Anyone that follows me on the Internet knows that I didn’t think too highly of the iPad as of exactly a week ago. The problem with the iPad is that it is a giant iPod Touch. Essentially, what I mean by that is that the iPhone OS is the problem. It’s a single-window, single-threaded device. This, however, begs the question: how important is that when most of what we do these days (that’s meant to be done on a small, portable device like the iPad) lives in the cloud?
It turns out, the iPad being a giant iPod Touch is actually the best thing about it. Using it feels very natural, and even though the iPhone/iPod Touch came first, the more obvious device is the iPad. The iPhone/iPod Touch now seem like shrunken down versions of the iPad rather than the other way around.
The first thing that attracted me to the iPad was the screen. I picked it up and held it, and the screen drew me in. The display on this thing is gorgeous. The colors are bright and beautiful; it completely outdoes the iPod Touch.
So if you’ve read this far, you may have a question on your mind: what use is there for an iPad if you’ve got a MacBook Pro and an iPhone? This brings me to what the iPad does best – web browsing. This thing is meant to browse the web. Content isn’t the only fun part about the web on this device; it’s actually fun surfing and clicking on things and zooming and moving around. The actual process of navigating through a web page is somehow made fun by the iPad’s touch interface. It’s simply incredible. Even though it’s just a big iPod Touch, the experience is completely different. The same goes for browsing your pictures; the touch interface makes it so much more fun to interact with your content.
Typing on the iPad has a learning curve just like with the iPhone. On a normal computer keyboard, I can type ~100 words per minute. On the iPhone in landscape mode, I can type ~60 words per minute, but I had to relearn how to type on a handheld device. The crazy thing is, I love the iPhone keyboard and I could never go back to a phone with physical keys. So how does the iPad fare? Just like with the iPhone, I find that I prefer typing in landscape mode. You can type in portrait mode with your thumbs, but only if you have really long fingers, and it’s still a stretch. I tend to hold the iPad with my left hand and walk the fingers on my right hand across the keyboard, and that works pretty well.
What’s funny about the iPad being a big iPod Touch is that the iPad’s iPod application is actually better than the iPod Touch’s.
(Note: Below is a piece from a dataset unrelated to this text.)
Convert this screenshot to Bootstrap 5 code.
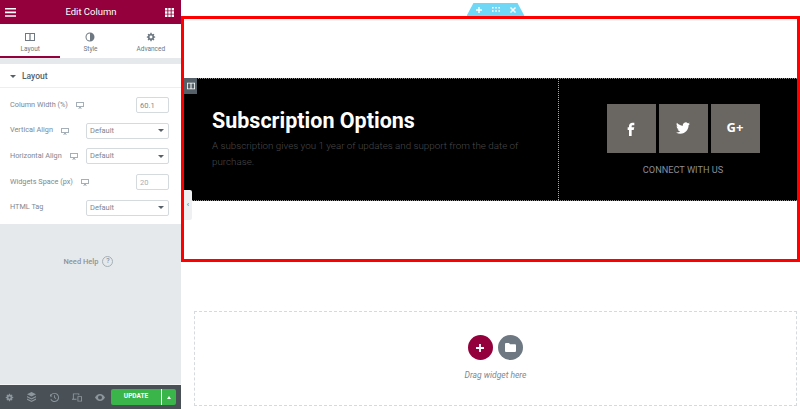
<!DOCTYPE html>
<html lang="en">
<head>
<meta charset="UTF-8">
<meta name="viewport" content="width=device-width, initial-scale=1.0">
<title>Edit Column</title>
<link href="https://cdn.jsdelivr.net/npm/bootstrap@5.3.3/dist/css/bootstrap.min.css" rel="stylesheet">
<style>
  html, body { height: 409px; overflow: hidden; }
  body { font-family: Roboto, "Liberation Sans", sans-serif; background: #fff; }
  .side-panel { width: 181px; height: 409px; background: #e6e9ec; flex: none; }
  .panel-head { height: 24px; background: #93003c; color: #fff; font-size: 9.5px; padding: 0 7px 0 5px; }
  .panel-tabs { height: 34px; background: #fff; }
  .panel-tab { flex: 1; color: #6d7882; font-size: 6.5px; padding-top: 8px; line-height: 9px; gap: 3px; }
  .panel-tab svg { fill: #6d7882; }
  .panel-tab.is-active { border-bottom: 2px solid #93003c; }
  .panel-gap { height: 6px; }
  .panel-body { background: #fff; height: 160px; color: #6d7882; }
  .section-title { height: 24px; border-bottom: 1px solid #eceef0; padding: 1px 0 0 10px; font-size: 8.5px; font-weight: 500; color: #556068; gap: 6px; }
  .caret-down { width: 0; height: 0; border-left: 3px solid transparent; border-right: 3px solid transparent; border-top: 3px solid #556068; }
  .field-rows { padding: 4.5px 12px 0 10px; }
  .field-row { height: 25.6px; font-size: 7.3px; color: #7d8891; }
  .field-row svg { fill: #a4afb7; margin-left: 8px; flex: none; }
  .field-input.form-control, .field-input.form-select { font-size: 7.5px; color: #7d8891; height: 16px; min-height: 0; padding: 0 3px; border-radius: 2px; border-color: #d5dadf; line-height: 14px; }
  .field-input.form-control { width: 33px; }
  .field-input.form-select { width: 83px; background-size: 6px 3px; background-position: right 4px center; background-image: url("data:image/svg+xml,%3Csvg xmlns='http://www.w3.org/2000/svg' viewBox='0 0 6 3'%3E%3Cpath fill='%23556068' d='M0 0h6L3 3z'/%3E%3C/svg%3E"); }
  .field-input:disabled { background: #fff; color: #a4afb7; }
  .help-area { height: 160px; padding: 32px 4px 0 0; font-size: 7.5px; font-weight: 500; color: #8a949c; gap: 4px; }
  .help-mark { width: 11px; height: 11px; border: 1px solid #a4afb7; border-radius: 50%; font-size: 7px; line-height: 9px; text-align: center; color: #8a949c; }
  .panel-foot { height: 25px; background: #495157; padding: 0 5px 0 0; border-top: 1px solid #f4f5f6; }
  .foot-icons { gap: 4.7px; }
  .foot-icon { width: 18px; }
  .foot-icon svg { fill: #8d969d; }
  .update-btn { width: 50px; height: 16px; background: #39b54a; color: #fff; font-size: 6.5px; font-weight: 700; border-radius: 2px 0 0 2px; }
  .update-more { width: 15px; height: 16px; background: #39b54a; border-left: 1px solid #fff; border-radius: 0 2px 2px 0; }
  .caret-up { width: 0; height: 0; border-left: 2.5px solid transparent; border-right: 2.5px solid transparent; border-bottom: 3px solid #fff; }

  .canvas-area { min-width: 0; }
  .red-frame { height: 246px; margin-top: 16px; border: 3px solid #f00; }
  .black-band { height: 123px; width: 100%; background: #000; border-top: 1px dotted #888; border-bottom: 1px dotted #888; }
  .text-col { width: 375px; flex: none; padding: 20px 0 0 28px; border-right: 1px dotted #aaa; }
  .sub-title { font-size: 21.5px; font-weight: 700; color: #fff; line-height: 30px; margin: 7px 0 2px; }
  .sub-text { font-size: 9.8px; line-height: 16px; color: #4a4a4a; font-weight: 300; margin: 0; width: 320px; }
  .social-col { padding: 25px 0 0 10px; }
  .social-row { gap: 3px; }
  .social-box { width: 49px; height: 49px; background: #6a6661; color: #fff; }
  .social-box svg { fill: #fff; }
  .gplus-text { font-size: 13px; font-weight: 700; font-family: "Open Sans", Roboto, sans-serif; }
  .connect-text { font-size: 9.2px; color: #8b8e96; margin-top: 11px; line-height: 12px; }
  .section-handle { left: 50%; top: 3px; width: 58px; height: 13px; margin-left: -24px; background: #71d7f7; clip-path: polygon(12% 0, 88% 0, 100% 100%, 0 100%); gap: 10px; }
  .section-handle svg { fill: #fff; }
  .col-handle { left: 3px; top: 78px; width: 13px; height: 16px; background: #556068; }
  .col-handle svg { fill: #fff; }
  .collapse-tab { left: 3px; top: 190px; width: 8px; height: 30px; background: #eef0f2; color: #556068; font-size: 8px; border-radius: 0 2px 2px 0; }
  .drop-zone { margin: 49px 3px 0 13px; height: 95px; border: 1px dashed #d5dadf; padding-top: 23px; }
  .drop-btns { gap: 5.5px; }
  .drop-btn { width: 25px; height: 25px; border-radius: 50%; }
  .drop-add { background: #93003c; }
  .drop-tpl { background: #6d7882; }
  .drop-btn svg { fill: #fff; }
  .drop-label { font-size: 8.5px; font-style: italic; color: #7d8891; margin-top: 10px; line-height: 11px; }
</style>
</head>
<body class="d-flex">

<aside class="side-panel d-flex flex-column">
  <div class="panel-head d-flex align-items-center justify-content-between">
    <svg width="12" height="9" viewBox="0 0 12 9"><path fill="#fff" d="M0 0h11v1.600H0zM0 3.600h11v1.600H0zM0 7.200h11v1.600H0z"/></svg>
    <span>Edit Column</span>
    <svg width="9" height="9" viewBox="0 0 9 9"><path fill="#fff" d="M0 0h2.400v2.400H0zM3.300 0h2.400v2.400H3.300zM6.600 0H9v2.400H6.600zM0 3.300h2.400v2.400H0zM3.300 3.300h2.400v2.400H3.300zM6.600 3.300H9v2.400H6.600zM0 6.600h2.400V9H0zM3.300 6.600h2.400V9H3.300zM6.600 6.600H9V9H6.600z"/></svg>
  </div>
  <div class="panel-tabs d-flex">
    <div class="panel-tab is-active d-flex flex-column align-items-center">
      <svg width="10" height="10" viewBox="0 0 10 10"><path d="M0 1h10v8H0zm1 1v6h3.400V2zm4.600 0v6H9V2z" fill-rule="evenodd"/></svg>
      <span>Layout</span>
    </div>
    <div class="panel-tab d-flex flex-column align-items-center">
      <svg width="10" height="10" viewBox="0 0 10 10"><path d="M5 .5a4.500 4.500 0 1 0 0 9 4.500 4.500 0 0 0 0-9zm0 1v7a3.500 3.500 0 0 1 0-7z" fill-rule="evenodd"/></svg>
      <span>Style</span>
    </div>
    <div class="panel-tab d-flex flex-column align-items-center">
      <svg width="10" height="10" viewBox="0 0 24 24"><path d="M22 13.500v-3l-2.700-.5-.7-1.700 1.500-2.300-2.100-2.100-2.300 1.500-1.700-.7L13.500 2h-3L10 4.700l-1.700.7L6 3.900 3.900 6l1.500 2.300-.7 1.700-2.700.5v3l2.700.5.7 1.700L3.900 18 6 20.100l2.300-1.500 1.700.7.5 2.700h3l.5-2.700 1.700-.7 2.300 1.500 2.100-2.100-1.500-2.300.7-1.700zM12 15.500a3.500 3.500 0 1 1 0-7 3.500 3.500 0 0 1 0 7z" fill-rule="evenodd"/></svg>
      <span>Advanced</span>
    </div>
  </div>
  <div class="panel-gap"></div>
  <div class="panel-body">
    <div class="section-title d-flex align-items-center"><span class="caret-down"></span><span>Layout</span></div>
    <div class="field-rows">
      <div class="field-row d-flex align-items-center">
        <span>Column Width (%)</span>
        <svg width="8" height="8" viewBox="0 0 8 8"><path d="M0 1h8v5H5v1h1v.6H2V7h1V6H0zm1 1v3h6V2z" fill-rule="evenodd"/></svg>
        <input class="field-input form-control ms-auto" type="text" value="60.1">
      </div>
      <div class="field-row d-flex align-items-center">
        <span>Vertical Align</span>
        <svg width="8" height="8" viewBox="0 0 8 8"><path d="M0 1h8v5H5v1h1v.6H2V7h1V6H0zm1 1v3h6V2z" fill-rule="evenodd"/></svg>
        <select class="field-input form-select ms-auto"><option>Default</option></select>
      </div>
      <div class="field-row d-flex align-items-center">
        <span>Horizontal Align</span>
        <svg width="8" height="8" viewBox="0 0 8 8"><path d="M0 1h8v5H5v1h1v.6H2V7h1V6H0zm1 1v3h6V2z" fill-rule="evenodd"/></svg>
        <select class="field-input form-select ms-auto"><option>Default</option></select>
      </div>
      <div class="field-row d-flex align-items-center">
        <span>Widgets Space (px)</span>
        <svg width="8" height="8" viewBox="0 0 8 8"><path d="M0 1h8v5H5v1h1v.6H2V7h1V6H0zm1 1v3h6V2z" fill-rule="evenodd"/></svg>
        <input class="field-input form-control ms-auto" type="text" value="20" disabled>
      </div>
      <div class="field-row d-flex align-items-center">
        <span>HTML Tag</span>
        <select class="field-input form-select ms-auto"><option>Default</option></select>
      </div>
    </div>
  </div>
  <div class="help-area d-flex justify-content-center align-items-start">
    <span>Need Help</span><span class="help-mark">?</span>
  </div>
  <div class="panel-foot d-flex align-items-center">
    <div class="foot-icons d-flex align-items-center me-auto">
      <span class="foot-icon d-flex justify-content-center"><svg width="9" height="9" viewBox="0 0 24 24"><path d="M22 13.500v-3l-2.700-.5-.7-1.700 1.500-2.300-2.100-2.100-2.300 1.500-1.700-.7L13.500 2h-3L10 4.700l-1.700.7L6 3.900 3.900 6l1.500 2.300-.7 1.700-2.700.5v3l2.700.5.7 1.700L3.900 18 6 20.100l2.300-1.500 1.700.7.5 2.700h3l.5-2.700 1.700-.7 2.300 1.500 2.100-2.100-1.500-2.300.7-1.700zM12 15a3 3 0 1 1 0-6 3 3 0 0 1 0 6z" fill-rule="evenodd"/></svg></span>
      <span class="foot-icon d-flex justify-content-center"><svg width="9" height="10" viewBox="0 0 10 11"><path d="M5 0l5 2.500L5 5 0 2.500zM0 4.500L5 7l5-2.500v1.300L5 8.300 0 5.800zM0 7.200l5 2.500 5-2.500v1.300L5 11 0 8.500z"/></svg></span>
      <span class="foot-icon d-flex justify-content-center"><svg width="9" height="9" viewBox="0 0 10 10"><path d="M5 0a5 5 0 1 1-4.600 7l1-.4A4 4 0 1 0 1.500 3l1.200 1H0V1l.8.9A5 5 0 0 1 5 0zm-.5 2.500h1v2.300l1.500 1-.5.8-2-1.300z"/></svg></span>
      <span class="foot-icon d-flex justify-content-center"><svg width="10" height="9" viewBox="0 0 11 9"><path d="M1 0h7v2H7V1H2v5h3v1H0V6h1zM6 3h5v6H6zm1 1v4h3V4z" fill-rule="evenodd"/></svg></span>
      <span class="foot-icon d-flex justify-content-center"><svg width="10" height="7" viewBox="0 0 10 7"><path d="M5 0c2.300 0 4 1.800 5 3.500C9 5.200 7.300 7 5 7S1 5.200 0 3.500C1 1.800 2.700 0 5 0zm0 1.500a2 2 0 1 0 0 4 2 2 0 0 0 0-4z" fill-rule="evenodd"/></svg></span>
    </div>
    <span class="update-btn d-flex align-items-center justify-content-center">UPDATE</span>
    <span class="update-more d-flex align-items-center justify-content-center"><span class="caret-up"></span></span>
  </div>
</aside>

<main class="canvas-area flex-grow-1 position-relative">
  <div class="section-handle position-absolute d-flex align-items-center justify-content-center">
    <svg width="6" height="6" viewBox="0 0 6 6"><path d="M2.300 0h1.400v2.300H6v1.400H3.700V6H2.300V3.700H0V2.300h2.300z"/></svg>
    <svg width="8" height="5" viewBox="0 0 8 5"><path d="M0 0h1.600v1.600H0zM3.200 0h1.600v1.600H3.200zM6.400 0H8v1.600H6.400zM0 3.200h1.600v1.600H0zM3.200 3.200h1.600v1.600H3.200zM6.400 3.200H8v1.600H6.400z"/></svg>
    <svg width="6" height="6" viewBox="0 0 6 6"><path d="M1 0l2 2 2-2 1 1-2 2 2 2-1 1-2-2-2 2-1-1 2-2-2-2z"/></svg>
  </div>
  <div class="red-frame d-flex align-items-center">
    <div class="black-band d-flex">
      <div class="text-col">
        <h2 class="sub-title">Subscription Options</h2>
        <p class="sub-text">A subscription gives you 1 year of updates and support from the date of purchase.</p>
      </div>
      <div class="social-col flex-grow-1 d-flex flex-column align-items-center">
        <div class="social-row d-flex">
          <div class="social-box d-flex align-items-center justify-content-center"><svg width="16" height="16" viewBox="0 0 24 24"><path d="M14 8h3V4h-3c-2.800 0-5 2.200-5 5v2H7v4h2v9h4v-9h3l1-4h-4V9c0-.6.4-1 1-1z"/></svg></div>
          <div class="social-box d-flex align-items-center justify-content-center"><svg width="14" height="14" viewBox="0 0 24 24"><path d="M23.953 4.570a10 10 0 01-2.825.775 4.958 4.958 0 002.163-2.723c-.951.555-2.005.959-3.127 1.184a4.920 4.920 0 00-8.384 4.482C7.690 8.095 4.067 6.130 1.640 3.162a4.822 4.822 0 00-.666 2.475c0 1.710.870 3.213 2.188 4.096a4.904 4.904 0 01-2.228-.616v.060a4.923 4.923 0 003.946 4.827 4.996 4.996 0 01-2.212.085 4.936 4.936 0 004.604 3.417 9.867 9.867 0 01-6.102 2.105c-.390 0-.779-.023-1.170-.067a13.995 13.995 0 007.557 2.209c9.053 0 13.998-7.496 13.998-13.985 0-.210 0-.420-.015-.630A9.935 9.935 0 0024 4.590z"/></svg></div>
          <div class="social-box d-flex align-items-center justify-content-center"><span class="gplus-text">G+</span></div>
        </div>
        <div class="connect-text">CONNECT WITH US</div>
      </div>
    </div>
  </div>
  <div class="col-handle position-absolute d-flex align-items-center justify-content-center">
    <svg width="8" height="8" viewBox="0 0 10 10"><path d="M0 1h10v8H0zm1 1v6h3.400V2zm4.600 0v6H9V2z" fill-rule="evenodd"/></svg>
  </div>
  <div class="collapse-tab position-absolute d-flex align-items-center justify-content-center">‹</div>
  <div class="drop-zone d-flex flex-column align-items-center">
    <div class="drop-btns d-flex">
      <div class="drop-btn drop-add d-flex align-items-center justify-content-center"><svg width="8" height="8" viewBox="0 0 8 8"><path d="M3.100 0h1.800v3.100H8v1.800H4.900V8H3.100V4.900H0V3.100h3.100z"/></svg></div>
      <div class="drop-btn drop-tpl d-flex align-items-center justify-content-center"><svg width="11" height="9" viewBox="0 0 11 9"><path d="M0 1a1 1 0 0 1 1-1h3l1 1.300h5a1 1 0 0 1 1 1V8a1 1 0 0 1-1 1H1a1 1 0 0 1-1-1z"/></svg></div>
    </div>
    <div class="drop-label">Drag widget here</div>
  </div>
</main>

</body>
</html>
Essentially, the iPad is a better iPod, except you can’t put it in your pocket, which really defeats the purpose of an iPod unless you’re just using it at your desk or something.
-The battery life is incredible. The claims of ~10 hours are pretty much true, and that’s at full brightness browsing the web and whatnot.
-It is very fast. Insanely fast, really.
-The screen isn’t oleophobic like the iPhone 3GS (as far as I can tell). More fingerprints, but not a big deal.
-Despite it saying “Not charging” when you plug it into a computer with a USB 2.0 port…it’s actually charging, just really, really slowly.
-Even with the WiFi fix, I find WiFi connectivity to be very buggy. It’s not a big deal, just a minor annoyance that I’m sure will be fixed in a forthcoming software update.
-iPhone apps look like crap on the iPad. Apps are pretty much iPad versions or I delete them, unless they’re really, really useful.
All of that said, the device is not innovative at all, but I mean that in a more positive way than it sounds. It is tech we know and love, and it is implemented in an amazing way. Sometimes a revolutionary device doesn’t venture into the unknown, but rather, it takes what we know, changes it a little bit, and makes it better.